Omit pictures and quote the listing below line by line, from its start through the line that holds "string; sub: string;".
────
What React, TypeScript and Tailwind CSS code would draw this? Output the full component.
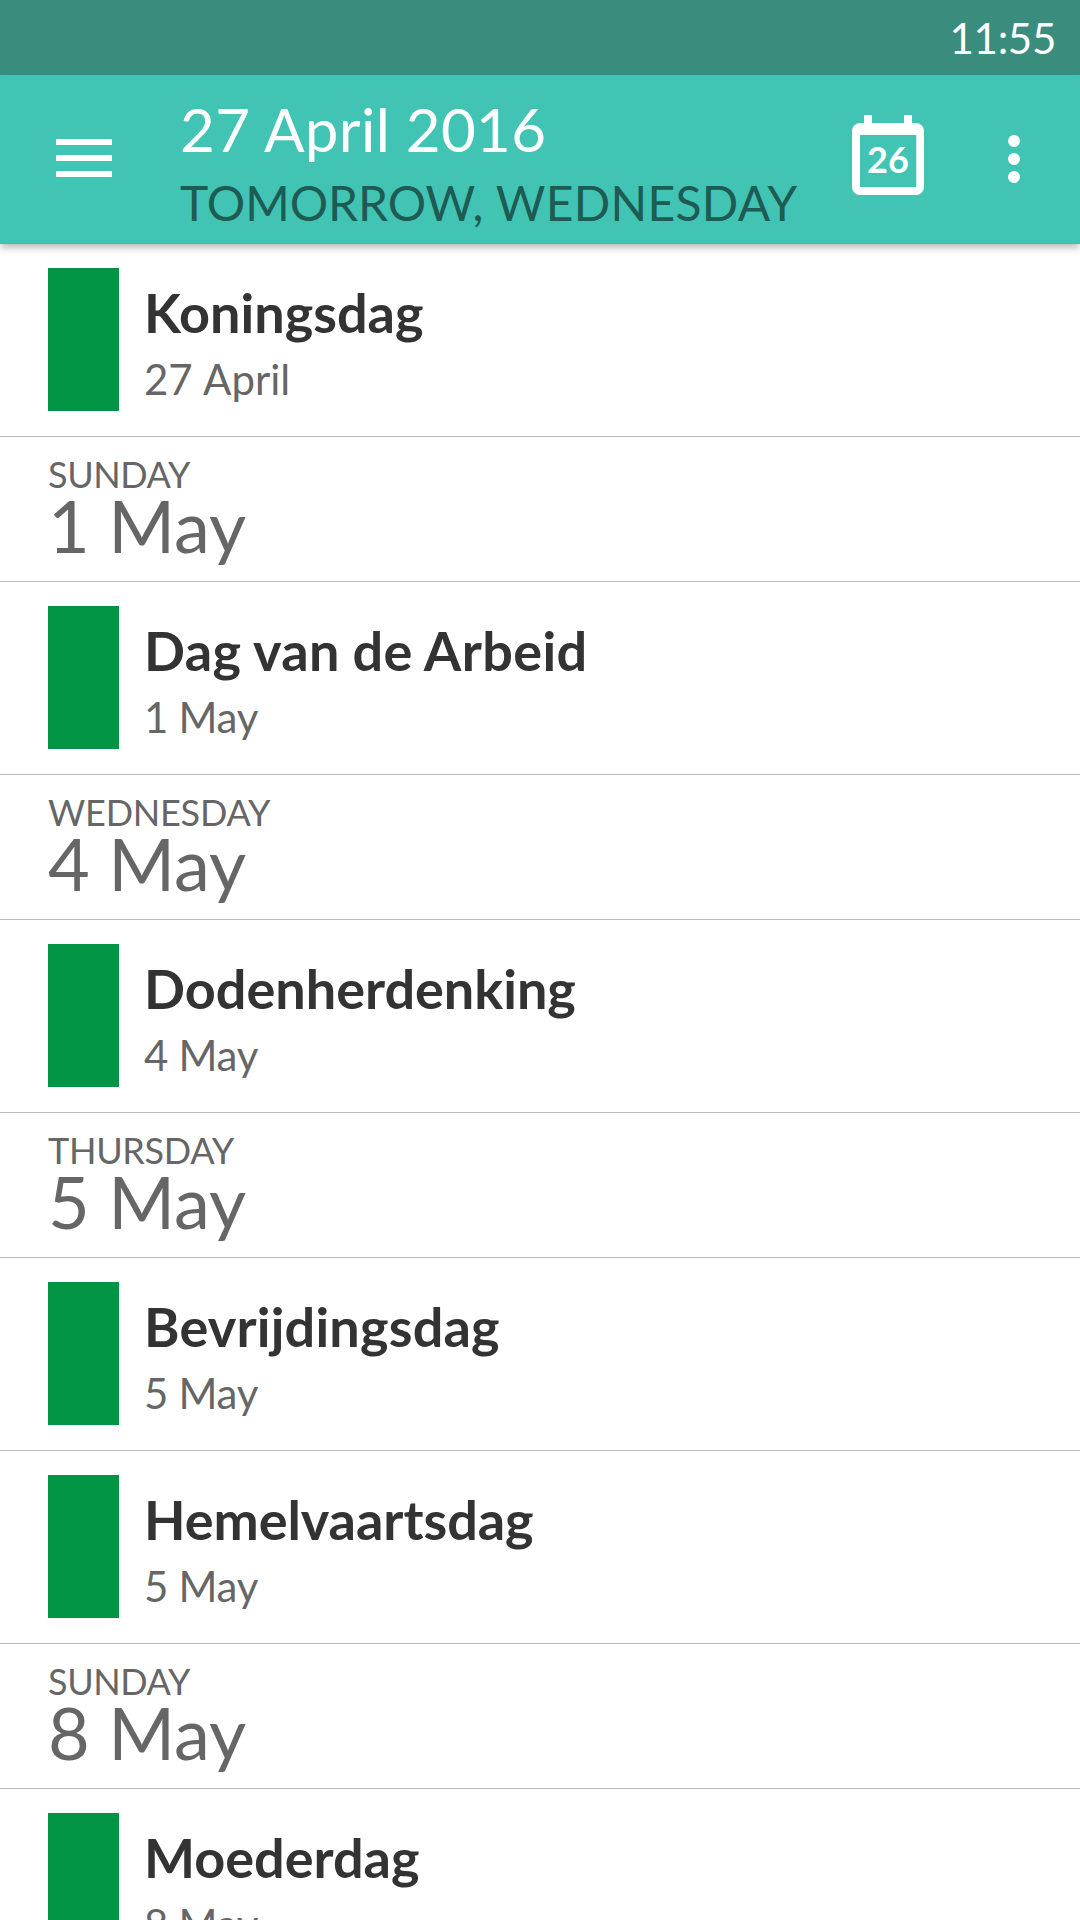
type DayRow = { kind: 'day'; day: string; date: string; tracking: string };
type EventRow = { kind: 'event'; title: string; sub: string; titleSpacing?: string; subSpacing?: string };

const rows: (DayRow | EventRow)[] = [
  { kind: 'event', title: 'Koningsdag', sub: '27 April', subSpacing: '[word-spacing:1px]' },
  { kind: 'day', day: 'SUNDAY', date: '1 May', tracking: 'tracking-[-0.4px]' },
  { kind: 'event', title: 'Dag van de Arbeid', sub: '1 May', titleSpacing: 'tracking-[0.38px] [word-spacing:-0.7px]' },
  { kind: 'day', day: 'WEDNESDAY', date: '4 May', tracking: 'tracking-[-0.22px]' },
  { kind: 'event', title: 'Dodenherdenking', sub: '4 May' },
  { kind: 'day', day: 'THURSDAY', date: '5 May', tracking: 'tracking-[-0.3px]' },
  { kind: 'event', title: 'Bevrijdingsdag', sub: '5 May', titleSpacing: 'tracking-[0.2px]' },
  { kind: 'event', title: 'Hemelvaartsdag', sub: '5 May', titleSpacing: 'tracking-[-0.05px]' },
  { kind: 'day', day: 'SUNDAY', date: '8 May', tracking: 'tracking-[-0.4px]' },
  { kind: 'event', title: 'Moederdag', sub: '8 May' },
];

function MenuIcon() {
  return (
    <svg className="mt-16 ml-14 h-[38px] w-14 shrink-0" viewBox="0 0 56 38" fill="#fff">
      <path d="M0 0h56v6H0zM0 16h56v6H0zM0 32h56v6H0z" />
    </svg>
  );
}

function TodayIcon() {
  return (
    <svg className="mt-10 h-20 w-[72px] shrink-0" viewBox="0 0 72 80">
      <path
        fill="#fff"
        fillRule="evenodd"
        d="M12 0h8v8h32V0h8v8h4a8 8 0 0 1 8 8v56a8 8 0 0 1-8 8H8a8 8 0 0 1-8-8V16a8 8 0 0 1 8-8h4zM8 20v52h56.300V20z"
      />
      <text x="36" y="58" textAnchor="middle" fill="#fff" fontSize="36" fontWeight="700">
        26
      </text>
    </svg>
  );
}

function MoreIcon() {
  return (
    <svg className="mt-[60px] ml-[84px] h-12 w-3 shrink-0" viewBox="0 0 12 48" fill="#fff">
      <circle cx="6" cy="6" r="6" />
      <circle cx="6" cy="24" r="6" />
      <circle cx="6" cy="42" r="6" />
    </svg>
  );
}

export default function App() {
  return (
    <div className="flex h-[1920px] w-[1080px] flex-col overflow-hidden bg-white font-['Lato',sans-serif] whitespace-nowrap">
      <div className="flex h-[75px] shrink-0 justify-end bg-[#3a8c7d] pt-[13px] pr-6 text-[42px] leading-[50px] tracking-[-0.3px] text-white">
        11:55
      </div>
      <header className="relative z-10 flex h-[169px] shrink-0 items-start border-b border-[#8f9896] bg-[#41c4b3] shadow-[0_5px_7px_-1px_rgba(0,0,0,0.26)]">
        <MenuIcon />
        <div className="ml-[68px] w-[672px] pt-[18px]">
          <div className="text-[60px] leading-[72px] tracking-[0.33px] text-white">27 April 2016</div>
          <div className="mt-[9px] text-[48px] leading-[58px] tracking-[-0.05px] text-[#1e5b52]">
            TOMORROW, <span className="tracking-[0.3px]">WEDNESDAY</span>
          </div>
        </div>
        <TodayIcon />
        <MoreIcon />
      </header>
      <main>
        {rows.map((r, i) =>
          r.kind === 'event' ? (
            <div key={i} className="flex h-[193px] items-start border-b border-[#bbb] pt-6 pl-12">
              <div className="h-[143px] w-[71px] bg-[#009444]" />
              <div className="ml-[25px] pt-3">
                <div className={`text-[54px] leading-[65px] font-bold text-[#333] ${r.titleSpacing ?? ''}`}>{r.title}</div>
                <div className={`mt-[9px] text-[42px] leading-[50px] text-[#666] ${r.subSpacing ?? 'tracking-[-0.3px]'}`}>
                  {r.sub}
                </div>
              </div>
            </div>
          ) : (
            <div key={i} className="h-[145px] border-b border-[#bbb] pt-[15px] pl-12 text-[#666]">
              <div className={`text-[36px] leading-[44px] ${r.tracking}`}>{r.day}</div>
              <div className="text-[72px] leading-[58px]">{r.date}</div>
            </div>
          )
        )}
      </main>
    </div>
  );
}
────
ANSWER TO THE TASK:
What React, TypeScript and Tailwind CSS code would draw this? Output the full component.
type DayRow = { kind: 'day'; day: string; date: string; tracking: string };
type EventRow = { kind: 'event'; title: string; sub: string; titleSpacing?: string; subSpacing?: string };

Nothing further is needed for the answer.